Virtual Travel: Don’t Let COVID-19 Stop Seniors from Exploring the World
Author: Travis Lin
The tour bus was driving up the mountains and the tour guide stood at the front of the bus was telling some cringeworthy jokes. Luckily, the senior tour passengers on the bus seemed to be having a good time and had great interaction with the young guide. It is a typical slow-paced tour for the seniors, or what is sometimes known as “silver tourism”. If your parents have just recently retired, you have probably heard about these social activities they go to almost on a monthly basis. However, following the outbreak of the COVID-19 pandemic, these trips designed specifically for pensioners have been paused. Instead, virtual travel has gradually become a viable option.
Virtual travel is a type of virtual reality (VR) applications that first emerged in 2016. With a VR headset on, you’re ready to travel to any corner of the world.
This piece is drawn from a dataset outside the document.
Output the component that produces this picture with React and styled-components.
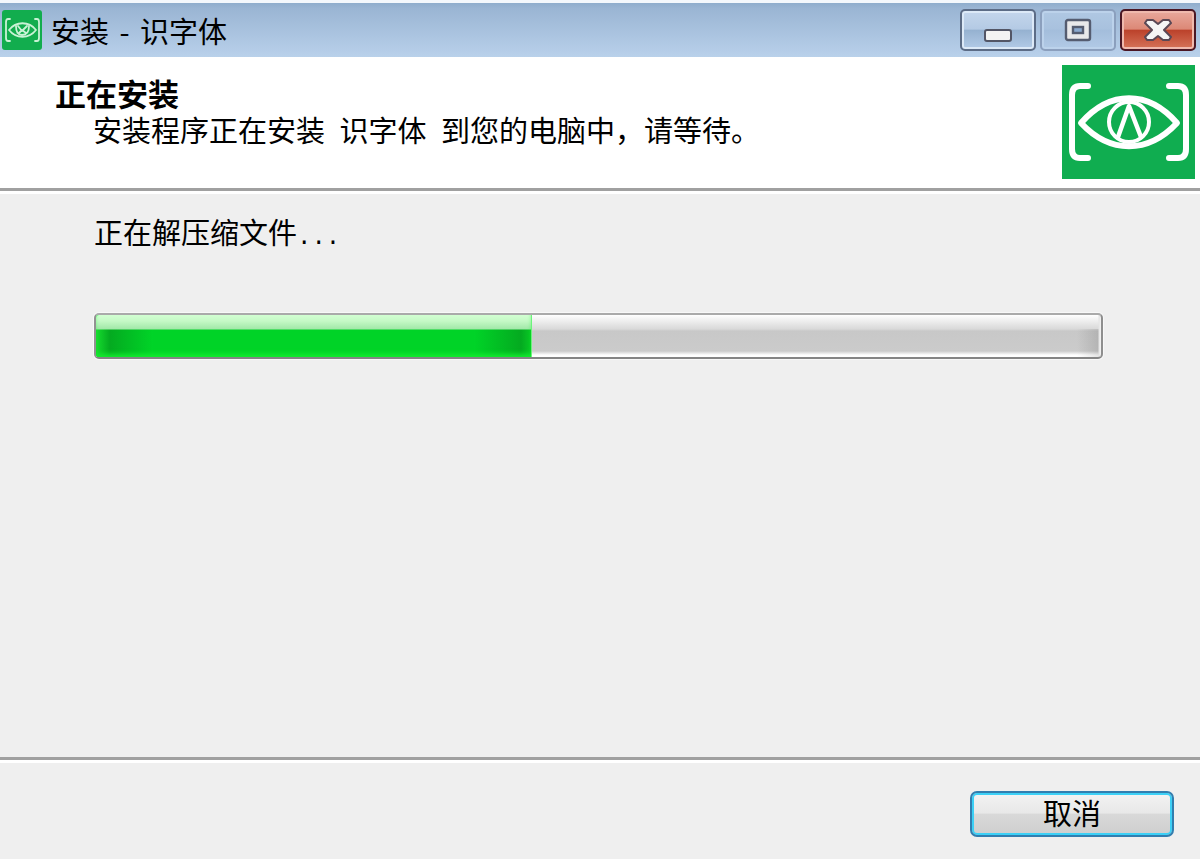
import React from "react";
import styled, { createGlobalStyle } from "styled-components";

const GlobalStyle = createGlobalStyle`
  * {
    box-sizing: border-box;
  }
  body {
    margin: 0;
    color: #000;
    background: #efefef;
    font-family: "Noto Sans CJK SC", sans-serif;
    font-size: 29px;
    line-height: 36px;
  }
`;

const Window = styled.main`
  display: flex;
  flex-direction: column;
  min-height: 100vh;
`;

const TitleBar = styled.header`
  display: flex;
  align-items: center;
  height: 57px;
  padding: 0 4px 0 2px;
  border-top: 3px solid #f4f8fc;
  background: linear-gradient(#8fadcc 0, #9ab5d3 5px, #b5cde8 48px, #b9d1ea);
`;

const AppIcon = styled.svg`
  flex: none;
  width: 40px;
  height: 40px;
  margin-right: 9px;
  border-radius: 3px;
`;

const Title = styled.h1`
  flex: 1;
  margin: 0;
  font-size: 29px;
  font-weight: 400;
`;

const Spaced = styled.span`
  margin: 0 ${(props) => (props.$wide ? "8px" : "4px")};
`;

const Controls = styled.div`
  display: flex;
  gap: 4px;
`;

const controlLooks = {
  normal: {
    border: "#5c6c86",
    rim: "#dce9f7",
    fill: "linear-gradient(#c4d6ec, #b4cae4 48%, #95b1d0 50%, #b3cbe7)",
  },
  disabled: {
    border: "#8b9fbd",
    rim: "#bcd2eb",
    fill: "linear-gradient(#b0c8e3, #a8c1de 48%, #a3bddb 50%, #b2cae6)",
  },
  close: {
    border: "#4b1724",
    rim: "#efb9ad",
    fill: "linear-gradient(#e8a99d, #dc8876 48%, #bb412a 50%, #d6745a)",
  },
};

const ControlButton = styled.button`
  display: flex;
  align-items: center;
  justify-content: center;
  width: 76px;
  height: 42px;
  padding: 0;
  border: 2px solid ${(props) => controlLooks[props.$look].border};
  border-radius: 5px;
  background: ${(props) => controlLooks[props.$look].fill};
  box-shadow: inset 0 0 0 2px ${(props) => controlLooks[props.$look].rim};
`;

const Banner = styled.section`
  display: flex;
  justify-content: space-between;
  align-items: flex-start;
  height: 131px;
  padding: 8px 5px 0 55px;
  background: #fff;
`;

const Heading = styled.h2`
  margin: 10px 0 0;
  font-size: 31px;
  font-weight: 700;
  line-height: 36px;
`;

const Description = styled.p`
  margin: 0 0 0 38px;
`;

const Logo = styled.svg`
  flex: none;
  width: 133px;
  height: 114px;
`;

const Divider = styled.hr`
  flex: none;
  width: 100%;
  height: 6px;
  margin: 0;
  border: 0;
  border-top: 3px solid #a0a0a0;
  border-bottom: 3px solid #fff;
`;

const Content = styled.section`
  flex: 1;
  padding: 19px 97px 0 94px;
`;

const Status = styled.p`
  margin: 0 0 63px;
`;

const Dots = styled.span`
  font-family: "Liberation Mono", monospace;
  font-size: 24px;
  line-height: 1;
`;

const ProgressTrack = styled.div`
  height: 46px;
  border: 2px solid;
  border-color: #aaa #8e8e8e #858585 #929292;
  border-radius: 5px;
  overflow: hidden;
  background:
    linear-gradient(270deg, #f4f4f4 0, #e4e4e4 2px, transparent 3px),
    linear-gradient(270deg, rgba(0, 0, 0, 0.12), transparent 24px) 0 14px
      no-repeat,
    linear-gradient(
      #fff 0,
      #f6f6f6 3px,
      #d9d9d9 14px,
      #c8c8c8 16px,
      #cbcbcb 36px,
      #fff 40px
    );
  box-shadow: 0 0 0 1px #f8f8f8;
`;

const ProgressFill = styled.div`
  height: 100%;
  border-right: 1px solid #6df37c;
  background:
    linear-gradient(#d2ffd2 0, #c5f9c6 6px, #a1e8a8 14px, transparent 15px),
    linear-gradient(
      90deg,
      #16dc2e 0,
      #04aa20 14px,
      #00d327 56px,
      transparent 57px,
      transparent calc(100% - 57px),
      #00d327 calc(100% - 56px),
      #04aa20 calc(100% - 10px),
      #08c925
    ),
    #00d327;
  box-shadow: inset 0 -5px 5px -2px #13ee2f;
`;

const Footer = styled.footer`
  display: flex;
  justify-content: flex-end;
  height: 96px;
  padding: 28px 26px 0;
`;

const CancelButton = styled.button`
  width: 204px;
  height: 46px;
  padding: 0 0 4px;
  border: 2px solid #327eaf;
  border-radius: 7px;
  background: linear-gradient(#f3f3f3, #e8e8e8 48%, #d9d9d9 50%, #cecece);
  box-shadow: inset 0 0 0 2px #3cd0f6;
  color: #000;
  font: inherit;
`;

const EyeDrawing = () => (
  <>
    <rect width="133" height="114" fill="#10ad50" />
    <g
      fill="none"
      stroke="#fff"
      strokeWidth="6"
      strokeLinecap="round"
      strokeLinejoin="round"
    >
      <path d="M26 21H18Q10 21 10 30V84Q10 93 18 93H26" />
      <path d="M107 21H116Q124 21 124 30V84Q124 93 116 93H107" />
      <path d="M19 58C48 25 86 25 115 58C86 89 48 89 19 58Z" />
      <circle cx="67" cy="57" r="20" strokeWidth="4" />
      <path d="M56 72L67 41L79 72" strokeWidth="4.5" />
    </g>
  </>
);

const SmallEyeDrawing = () => (
  <>
    <rect width="40" height="40" fill="#12ad4e" />
    <g
      fill="none"
      stroke="#c9f2d5"
      strokeWidth="1.8"
      strokeLinecap="round"
      strokeLinejoin="round"
    >
      <path d="M8 9H6Q4 9 4 12V28Q4 31 6 31H8M33 9H35Q37 9 37 12V28Q37 31 35 31H33" />
      <path d="M7 20C14 11 27 11 34 20C27 29 14 29 7 20Z" />
      <path d="M14 16Q14 25 20 25Q27 25 27 16M16 16L20 21L25 16M17 23L20 20L24 23" />
    </g>
  </>
);

const App = () => {
  const progress = 43.4;

  return (
    <Window>
      <GlobalStyle />
      <TitleBar>
        <AppIcon viewBox="0 0 40 40" aria-hidden="true">
          <SmallEyeDrawing />
        </AppIcon>
        <Title>
          安装 <Spaced>-</Spaced> 识字体
        </Title>
        <Controls>
          <ControlButton $look="normal" aria-label="最小化">
            <svg width="28" height="30" viewBox="0 0 28 30">
              <rect
                x="1"
                y="15"
                width="26"
                height="11"
                rx="2"
                fill="#f3f3f3"
                stroke="#535666"
                strokeWidth="2"
              />
            </svg>
          </ControlButton>
          <ControlButton $look="disabled" aria-label="最大化" disabled>
            <svg width="28" height="24" viewBox="0 0 28 24">
              <g stroke="#555c70" strokeWidth="2.4">
                <rect x="2" y="2" width="24" height="20" rx="2" fill="#e8e8ea" />
                <rect x="9" y="9" width="10" height="6" fill="#8ba9cf" />
              </g>
            </svg>
          </ControlButton>
          <ControlButton $look="close" aria-label="关闭">
            <svg width="28" height="24" viewBox="0 0 28 24">
              <path
                d="M3 2H9L14 6L19 2H25L27 5L20 12L27 19L25 22H19L14 18L9 22H3L1 19L8 12L1 5Z"
                fill="#f5f5f5"
                stroke="#5a4855"
                strokeWidth="2"
                strokeLinejoin="round"
              />
            </svg>
          </ControlButton>
        </Controls>
      </TitleBar>

      <Banner>
        <div>
          <Heading>正在安装</Heading>
          <Description>
            安装程序正在安装 <Spaced $wide>识字体</Spaced>{" "}
            到您的电脑中，请等待。
          </Description>
        </div>
        <Logo viewBox="0 0 133 114" preserveAspectRatio="none" aria-hidden="true">
          <EyeDrawing />
        </Logo>
      </Banner>
      <Divider />

      <Content>
        <Status id="status">
          正在解压缩文件<Dots>...</Dots>
        </Status>
        <ProgressTrack
          role="progressbar"
          aria-labelledby="status"
          aria-valuemin={0}
          aria-valuemax={100}
          aria-valuenow={progress}
        >
          <ProgressFill style={{ width: `${progress}%` }} />
        </ProgressTrack>
      </Content>

      <Divider />
      <Footer>
        <CancelButton>取消</CancelButton>
      </Footer>
    </Window>
  );
};

export default App;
When virtual travel first came to the market, it caused a stir and tourism operators worried that, with the new technology, nobody would ever want to travel abroad again. But soon, people knew that the worries were simply unnecessary as a large part of traveling involves physical experience and memories. Remember that time you forgot to bring enough money with you? Or the time your wallet was stolen? That day when the person traveling with you got sick and could only stay at the hotel? Or the humidity, temperature and smell in the air, the warmth of the sun and fragrance of coffee of an open-air cafe...? It takes both wonderful memories and terrible experience to make a trip complete. A few minutes’ experience via VR doesn’t even come close to its physical counterpart.
Nevertheless, under the circumstances, virtual travel can still offer unique experience. For instance, we can experience La Garma cave complex via VR while protecting cave painting from the Paleolithic age from the damages of tourist activities. While making a pilgrimage to Jerusalem has been made even more difficult during the pandemic, VR offers an alternative to the holy place for Christians, Muslims and Jews. The technology also offers an excellent alternative for the seniors as mentioned in the beginning of the article. With VR, they can continue to enjoy retired life despite the pandemic.
MyndVR, VR services tailor-made for seniors (source: myndvr)
MyndVR is a perfect example. MyndVR, a U.S. startup company focusing on providing virtual reality services for older adults, creates VR contents for seniors, offering them unforgettable immersive experiences that lift spirits and make them feel calm. Recently, Maple Knoll Village, a care home in Ohio, the U.S., has introduced MyndVR services in its community and the residents have become very fond of the new technology.
MyndVR just started a collaboration with the Virtual Human Interaction Lab at Stanford University, which invited the residents at Maple Knoll Village to participate in the new study. The collaboration gave the residents at Maple Knoll Village an opportunity to experience VR for the first time. Maple Knoll Village resident Roy “Scooter” Franks, aged 88, said he had never used any VR content before. This was what he said:
It's completely different than picking up a magazine or a book and reading it. You're still sitting in your chair or whatever. This (VR) creates an activity which makes you more active.
Colorado River rafting is not exactly what would be categorized as an activity for all ages (source: outtherecolorado)
However, when Mr. Franks was asked to pick one VR content he enjoyed the most, he chose Colorado River rafting. The other VR content popular among the residents was VR parachuting. Again, another adventurous outdoor activity. Andy Criag, Chief Innovation Officer of Maple Knoll Village, said he was very excited to introduce VR services to the community. He said:
Even before the pandemic, we do have some residents that aren't able to go to different events off campus or even travel throughout the country or the world. The idea was if you can't physically leave campus and enjoy the arts or enjoy travel, we can do that virtually.
Any movie starring Morgan Freeman and Jack Nicholson should be on your must-watch movie list (source: thebucketlist)
It reminds me of the movie, The Bucket List. Whether people might see it as an inspirational story or not, the fact that it tells an adventure of two older people pursuing their dreams is already one that guarantees box office success. It is once said that, “you only live once.” It implies that one should explore as much as possible while still being young, or not to have any regrets. However, for seniors with limited mobility, physical condition plus the pandemic have caused great hindrance, not to mention that there is no turning back time. Virtual travel, perhaps, is the best answer for now.